Gentle, relaxed curiosity and inner listening is all that's required.

Why and Where I Teach

I can't figure any of this out alone. That's why I cherish sharing yoga with others. We get inquisitive together and report the news and our findings to one another. There's a mutual commitment to investigate the truth and set one another free.

I teach a weekly Sunday class at Sun & Moon Yoga Studio in Arlington, Virginia. I also offer workshops and short courses exploring meditation, mindfulness and other contemplative practices, and practical skills for de-stressing and surviving the rat race.

Each summer I co-guide a weeklong exploration of mindful movement and sensory awareness at a program that I helped to co-create at my favorite place in the galaxy, the Feathered Pipe Ranch. It’s called ‘The Mindful Unplug Experience’ and it happens in Montana.

Yoga Creds and Off-Mat Life

  • I’m Yoga Alliance-registered and completed my teacher trainings at Sun and Moon Yoga Studio in Virginia. In Yoga Alliance parlance, if those acronyms are worthwhile for you to know, I'm E-RYT-500, YACEP®.

 
 
  • I serve as president of the Feathered Pipe Foundation, a Montana-based registered non-profit 501(c)3 educational organization that runs programs at one of the oldest and loveliest yoga retreat centers in North America.
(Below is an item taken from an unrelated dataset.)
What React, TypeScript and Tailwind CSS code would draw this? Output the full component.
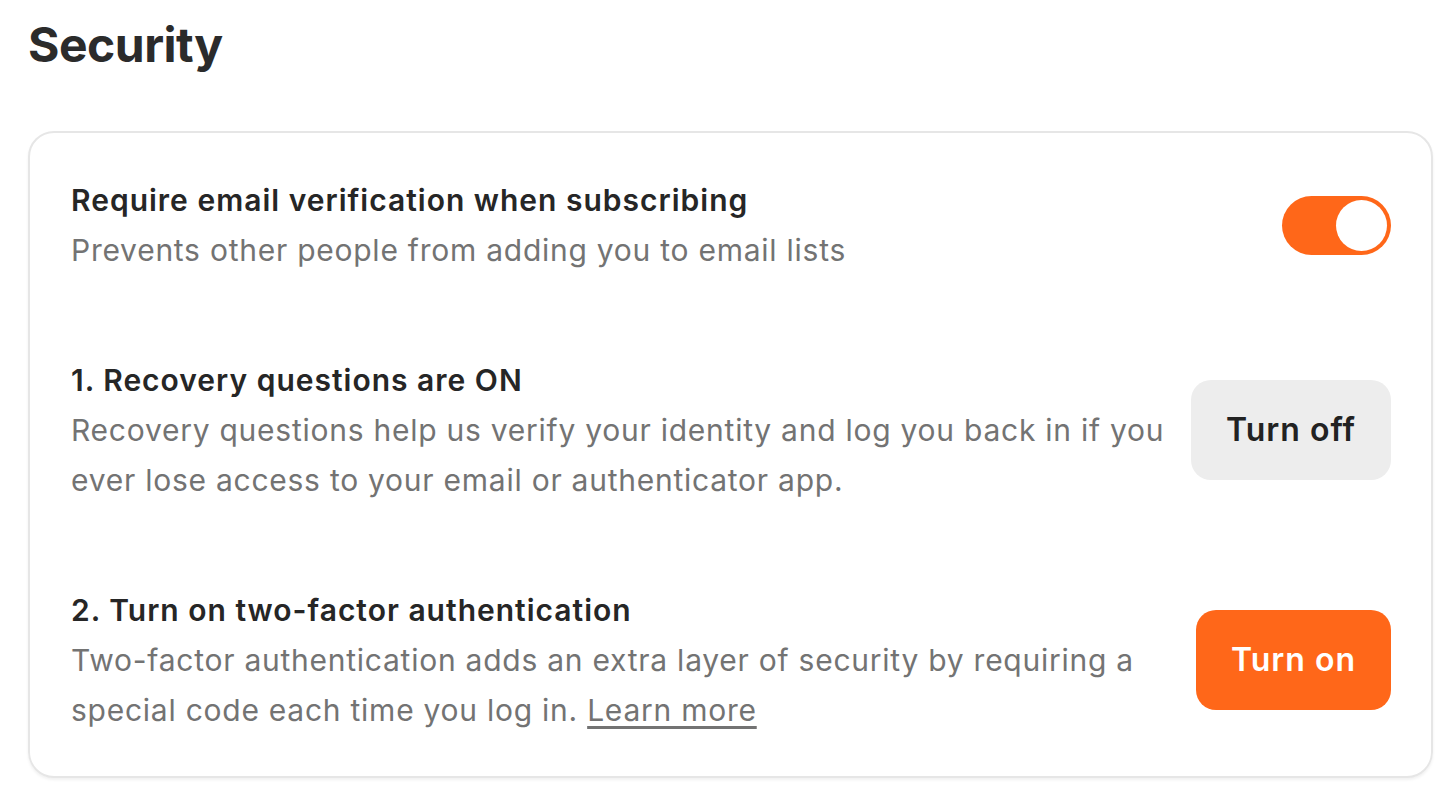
import { useState } from "react";

const font = { fontFamily: "Inter, 'Noto Sans', sans-serif" };

function Toggle({ on, onChange }: { on: boolean; onChange: () => void }) {
  return (
    <button
      onClick={onChange}
      className={`flex h-[59px] w-[109px] shrink-0 items-center rounded-full p-[4px] ${
        on ? "justify-end bg-[#ff6719]" : "justify-start bg-[#d9d9d9]"
      }`}
    >
      <span className="block h-[51px] w-[51px] rounded-full bg-white" />
    </button>
  );
}

function Row({
  title,
  lines,
  action,
}: {
  title: string;
  lines: React.ReactNode[];
  action: React.ReactNode;
}) {
  return (
    <div className="flex items-center gap-[20px]">
      <div className="min-w-0 flex-1 text-[30px] leading-[50px]">
        <div className="font-semibold tracking-[1px] text-[#262626]">{title}</div>
        {lines.map((line, i) => (
          <div key={i} className="whitespace-nowrap tracking-[0.75px] text-[#737373]">
            {line}
          </div>
        ))}
      </div>
      {action}
    </div>
  );
}

export default function App() {
  const [verify, setVerify] = useState(true);

  return (
    <div className="min-h-screen bg-white pl-[28px] pr-[23px] pt-[14px]" style={font}>
      <h1 className="text-[48px] font-bold leading-[62px] tracking-[-0.5px] text-[#2b2b2b]">
        Security
      </h1>

      <div className="mt-[55px] flex flex-col gap-[80px] rounded-[26px] border-2 border-[#e6e6e6] pb-[41px] pl-[41px] pr-[40px] pt-[42px] shadow-[0_2px_3px_rgba(0,0,0,0.06)]">
        <Row
          title="Require email verification when subscribing"
          lines={["Prevents other people from adding you to email lists"]}
          action={<Toggle on={verify} onChange={() => setVerify((v) => !v)} />}
        />

        <Row
          title="1. Recovery questions are ON"
          lines={[
            "Recovery questions help us verify your identity and log you back in if you",
            "ever lose access to your email or authenticator app.",
          ]}
          action={
            <button className="h-[100px] w-[200px] shrink-0 rounded-[20px] bg-[#ededed] text-[32px] font-semibold tracking-[1px] text-[#222]">
              Turn off
            </button>
          }
        />

        <Row
          title="2. Turn on two-factor authentication"
          lines={[
            "Two-factor authentication adds an extra layer of security by requiring a",
            <>
              special code each time you log in.{" "}
              <a href="#" className="underline underline-offset-[5px]">
                Learn more
              </a>
            </>,
          ]}
          action={
            <button className="h-[100px] w-[195px] shrink-0 rounded-[20px] bg-[#ff6719] text-[32px] font-semibold tracking-[1px] text-white">
              Turn on
            </button>
          }
        />
      </div>
    </div>
  );
}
I recommend you find a way to get yourself there.

  • I helped to midwife and am the den mother of an educational program called The Mindful Unplug Experience. Every summer we run a weeklong retreat at the Feathered Pipe Ranch.
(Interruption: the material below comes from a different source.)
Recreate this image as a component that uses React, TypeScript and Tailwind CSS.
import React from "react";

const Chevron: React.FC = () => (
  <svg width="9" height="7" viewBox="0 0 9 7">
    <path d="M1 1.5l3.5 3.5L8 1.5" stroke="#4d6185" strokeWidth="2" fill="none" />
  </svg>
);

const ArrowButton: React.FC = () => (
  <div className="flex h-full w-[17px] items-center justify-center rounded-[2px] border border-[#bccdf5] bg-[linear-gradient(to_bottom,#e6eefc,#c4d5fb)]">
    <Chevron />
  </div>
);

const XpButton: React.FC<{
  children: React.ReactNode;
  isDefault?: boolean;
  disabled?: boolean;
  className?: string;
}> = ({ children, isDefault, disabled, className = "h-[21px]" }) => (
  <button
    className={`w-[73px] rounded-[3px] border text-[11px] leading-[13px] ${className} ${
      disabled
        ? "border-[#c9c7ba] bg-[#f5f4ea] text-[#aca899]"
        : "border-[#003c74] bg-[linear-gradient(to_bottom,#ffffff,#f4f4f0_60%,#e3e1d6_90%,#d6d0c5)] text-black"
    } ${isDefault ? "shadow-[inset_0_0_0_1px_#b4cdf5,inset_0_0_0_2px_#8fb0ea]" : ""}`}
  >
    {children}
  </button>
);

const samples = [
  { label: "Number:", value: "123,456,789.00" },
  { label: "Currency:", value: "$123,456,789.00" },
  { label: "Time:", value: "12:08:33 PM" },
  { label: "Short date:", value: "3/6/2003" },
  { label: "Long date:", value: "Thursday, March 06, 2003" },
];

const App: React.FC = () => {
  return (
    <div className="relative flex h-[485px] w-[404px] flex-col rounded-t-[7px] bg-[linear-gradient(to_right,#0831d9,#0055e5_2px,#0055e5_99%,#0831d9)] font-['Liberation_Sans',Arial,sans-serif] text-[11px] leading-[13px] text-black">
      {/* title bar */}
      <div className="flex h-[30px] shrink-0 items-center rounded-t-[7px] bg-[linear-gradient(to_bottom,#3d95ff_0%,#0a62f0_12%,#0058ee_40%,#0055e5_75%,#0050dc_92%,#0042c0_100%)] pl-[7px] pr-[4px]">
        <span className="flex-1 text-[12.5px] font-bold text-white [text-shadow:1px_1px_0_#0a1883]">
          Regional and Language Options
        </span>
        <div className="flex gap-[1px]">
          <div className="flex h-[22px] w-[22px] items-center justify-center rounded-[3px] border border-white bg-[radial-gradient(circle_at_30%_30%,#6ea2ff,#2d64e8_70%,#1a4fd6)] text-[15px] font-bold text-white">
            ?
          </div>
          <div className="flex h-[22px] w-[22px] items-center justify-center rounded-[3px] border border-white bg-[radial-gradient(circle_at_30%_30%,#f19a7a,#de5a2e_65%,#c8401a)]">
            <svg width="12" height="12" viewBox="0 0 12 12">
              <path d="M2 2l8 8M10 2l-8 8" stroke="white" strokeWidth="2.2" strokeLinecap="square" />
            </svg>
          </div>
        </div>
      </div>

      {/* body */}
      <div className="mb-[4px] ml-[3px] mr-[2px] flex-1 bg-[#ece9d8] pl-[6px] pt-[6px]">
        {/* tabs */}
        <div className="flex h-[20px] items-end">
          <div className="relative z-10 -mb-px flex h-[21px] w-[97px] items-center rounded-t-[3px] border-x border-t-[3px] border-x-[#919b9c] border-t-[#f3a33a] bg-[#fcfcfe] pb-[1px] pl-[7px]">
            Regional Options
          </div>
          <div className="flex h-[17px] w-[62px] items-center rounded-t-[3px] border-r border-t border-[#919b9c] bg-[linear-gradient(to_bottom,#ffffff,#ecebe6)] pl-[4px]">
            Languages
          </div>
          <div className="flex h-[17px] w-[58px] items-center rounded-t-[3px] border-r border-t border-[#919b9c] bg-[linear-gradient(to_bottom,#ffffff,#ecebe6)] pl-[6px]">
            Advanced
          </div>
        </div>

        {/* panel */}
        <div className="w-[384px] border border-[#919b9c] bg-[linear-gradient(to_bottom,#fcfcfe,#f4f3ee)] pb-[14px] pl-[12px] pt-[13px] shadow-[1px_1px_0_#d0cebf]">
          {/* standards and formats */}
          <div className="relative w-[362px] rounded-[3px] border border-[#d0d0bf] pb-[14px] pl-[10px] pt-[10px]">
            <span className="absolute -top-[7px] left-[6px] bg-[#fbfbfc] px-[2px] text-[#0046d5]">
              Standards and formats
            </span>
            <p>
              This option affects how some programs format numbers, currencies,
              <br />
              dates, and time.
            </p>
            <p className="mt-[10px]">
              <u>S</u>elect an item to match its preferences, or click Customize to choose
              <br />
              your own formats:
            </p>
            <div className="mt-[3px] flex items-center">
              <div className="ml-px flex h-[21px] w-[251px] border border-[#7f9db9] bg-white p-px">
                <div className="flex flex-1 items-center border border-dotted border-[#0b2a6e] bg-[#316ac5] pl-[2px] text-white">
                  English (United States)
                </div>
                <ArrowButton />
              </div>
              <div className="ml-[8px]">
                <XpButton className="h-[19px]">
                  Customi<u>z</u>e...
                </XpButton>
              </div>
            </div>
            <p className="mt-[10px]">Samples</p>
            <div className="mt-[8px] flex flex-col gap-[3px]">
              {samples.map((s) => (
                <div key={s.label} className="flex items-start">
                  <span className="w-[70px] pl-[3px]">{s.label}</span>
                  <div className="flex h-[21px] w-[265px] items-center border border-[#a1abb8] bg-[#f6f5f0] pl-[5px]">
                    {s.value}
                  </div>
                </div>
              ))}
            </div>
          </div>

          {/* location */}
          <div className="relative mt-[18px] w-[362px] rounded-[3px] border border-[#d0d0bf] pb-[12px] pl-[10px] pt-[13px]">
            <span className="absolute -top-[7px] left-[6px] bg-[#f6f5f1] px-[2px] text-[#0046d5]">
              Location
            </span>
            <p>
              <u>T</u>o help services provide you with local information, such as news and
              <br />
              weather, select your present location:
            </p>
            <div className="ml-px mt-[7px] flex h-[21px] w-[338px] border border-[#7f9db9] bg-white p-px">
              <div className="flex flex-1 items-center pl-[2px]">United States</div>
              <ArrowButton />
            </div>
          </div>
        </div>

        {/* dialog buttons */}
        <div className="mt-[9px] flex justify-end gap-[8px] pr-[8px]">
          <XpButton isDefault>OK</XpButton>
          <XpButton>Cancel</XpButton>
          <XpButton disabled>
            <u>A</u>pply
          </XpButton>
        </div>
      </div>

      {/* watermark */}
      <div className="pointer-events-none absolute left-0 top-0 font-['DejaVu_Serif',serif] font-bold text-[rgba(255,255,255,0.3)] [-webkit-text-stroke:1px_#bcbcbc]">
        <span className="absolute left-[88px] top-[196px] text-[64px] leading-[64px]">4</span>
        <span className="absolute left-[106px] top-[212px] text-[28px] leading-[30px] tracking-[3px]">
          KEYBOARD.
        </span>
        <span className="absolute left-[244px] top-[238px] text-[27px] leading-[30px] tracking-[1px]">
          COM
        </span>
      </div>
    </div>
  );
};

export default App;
  • I spoiled myself silly with Erich Schiffmann's teacher training in 2006. I'm over-the-moon inspired by his playful, authentic, and openhearted approach to yoga. The best gift he gave me was my own practice; I do my best to pay it forward.

  • In 2012, I completed Embodyyoga's Mindful Yoga Therapy Teacher Training program presented by the remarkable people from the Veterans Yoga Project. Sharing trauma-sensitive yoga is near and dear to my heart.

  • In late 2013 I completed Level 1 training in a body movement education modality known as the Trager® Approach. That journey continues.

  • I have an affinity for and strong desire to share rat race survival skills. Having lived on the East Coast for over three decades, I'm intimately familiar with the challenges of trying to stay on the 'peace beam' while immersed in a digitally-saturated and frenzied urban environment and working at demanding jobs. I've learned a few tricks along the way that I like to share about movement, mindfulness, trauma release, and the game-changing wisdom of letting loose with midday dance breaks to Smokey Robinson and the Miracles.

  • I live in Virginia, am crazy about A Course in Miracles, and I am in love with Montana. I'm obsessed with cat nutrition, appreciate how my camera helps me to investigate the qualities of light, and I do not like dark chocolate even a little.

  • I sing a great deal in my car.


My Teachers

I'd be up a creek without my teachers. I'm thankful, too, for my teacher's teachers. And their teachers.

Those whose inspiration — on and off the mat — inform my practice, teaching, and life in ways that redound to my benefit include: Erich Schiffmann, Rajpur, Neil Boyd, Jackie Shaffer, Annie Moyer, Carol Stehl, Carie Garrett, Judy Nayer, Terri Grow,Susan Smiley, Alex Levin, Karma Tensum, and the love duo of Doug Geiger and Linda Setter. Then there are those who arouse my curiosity about light in all its visible and invisible dimensions through modalities like bodywork, music, sound, writing, and the visual arts - Michael Fraser, Jennifer Daly, Nishanka Lahr, Jim Pankey, Braeden Lewis, Zane Williams, Pat Olfcheski, Laura Carpini, and my poet-yogi soulmate teacher Gary Lemons.

Each of them makes life’s ride rich and worthwhile.